Quick observation: most sites lag on three things—load time, touch ergonomics, and payment flow—and fixing them yields fast returns. Start by auditing critical rendering paths, compressing media, and deferring non-critical scripts so pages paint in under three seconds on mid-range phones; this will directly improve conversion which we’ll quantify shortly. Longer term, add adaptive images and prioritise visible content and you’ll reduce bounce; the next step is making interactions feel native to touch screens.

Design for thumbs: bring primary actions within the lower two-thirds of the viewport, use large tappable targets (44–48px), and avoid hover-only behaviors that don’t translate to touch. A/B test button placement and track micro-conversions (tap-to-play, tap-to-deposit) so you know what actually moves users through the funnel; these metrics will later help you pick gamification hooks tailored to player behaviour which we’ll cover next.

Gamification: Practical Mechanics That Drive Value

Here’s the thing. Gamification isn’t about badges for the sake of bling; it’s about measurable behaviour change—longer sessions, higher retention, and better LTV—so choose mechanics accordingly. Start with a simple progression loop: short daily tasks + visible progress bar + a modest reward (free spin or small cashback) that players can achieve within 10–30 minutes to create repeat visits; this loop scales into meaningful week-over-week retention improvements which I’ll demonstrate with numbers below.

On the one hand, leaderboards spike engagement; on the other hand, they can demotivate casual players unless segmented by stake level. Solve this by adding tiered leaderboards (newbies, weekend players, high rollers) and make rewards proportional to risk and playtime, not just top rank; the next section shows how to back these choices with simple math.

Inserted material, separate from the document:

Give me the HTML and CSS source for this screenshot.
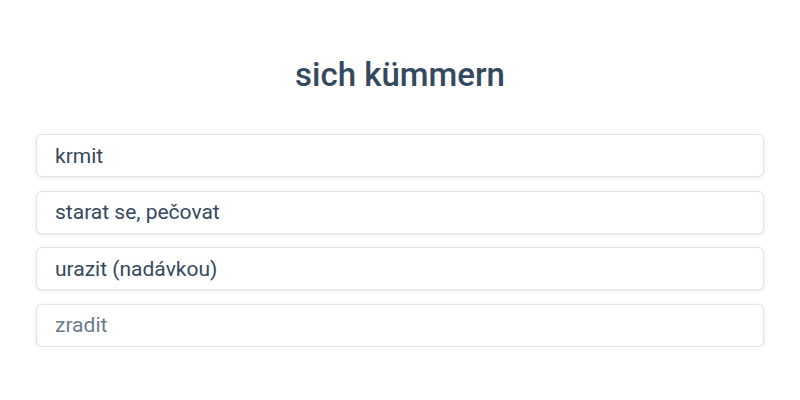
FILE: index.html
```html
<!DOCTYPE html>
<html lang="cs">
<head>
  <meta charset="UTF-8">
  <title>sich kümmern</title>
  <link rel="stylesheet" href="styles.css">
</head>
<body>
  <div class="quiz">
    <h1 class="word">sich kümmern</h1>
    <div class="options">
      <div class="option">krmit</div>
      <div class="option">starat se, pečovat</div>
      <div class="option">urazit (nadávkou)</div>
      <div class="option faded">zradit</div>
    </div>
  </div>
</body>
</html>
```

FILE: styles.css
```css
body {
  margin: 0;
  background: #fff;
  font-family: Roboto, "Noto Sans", sans-serif;
  color: #34495e;
}

.quiz {
  padding: 54px 36px 0;
}

.word {
  margin: 0 0 38px;
  text-align: center;
  font-size: 33px;
  font-weight: 500;
  line-height: 42px;
}

.options {
  display: flex;
  flex-direction: column;
  gap: 13.5px;
}

.option {
  box-sizing: border-box;
  height: 43px;
  display: flex;
  align-items: center;
  padding: 0 18px;
  font-size: 21px;
  background: #fff;
  border: 1px solid #e4e4e4;
  border-radius: 6px;
  box-shadow: 0 1px 4px rgba(0, 0, 0, 0.1);
}

.option.faded {
  color: #6b7b8c;
}
```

Simple Bonus Math for Gamification and Mobile Funnels

My gut says many teams slap bonus multipliers on without checking the math, and that often backfires in cost leakage. Use this quick formula: Expected Cost = Bonus Value × (Conversion Rate to Real Play) × (Average Wager Factor). For example, a $10 free spin with 30% conversion to paid play and a 2× avg wager factor costs roughly $6 effective—track that against predicted LTV to decide if the offer is sustainable which I’ll explain next.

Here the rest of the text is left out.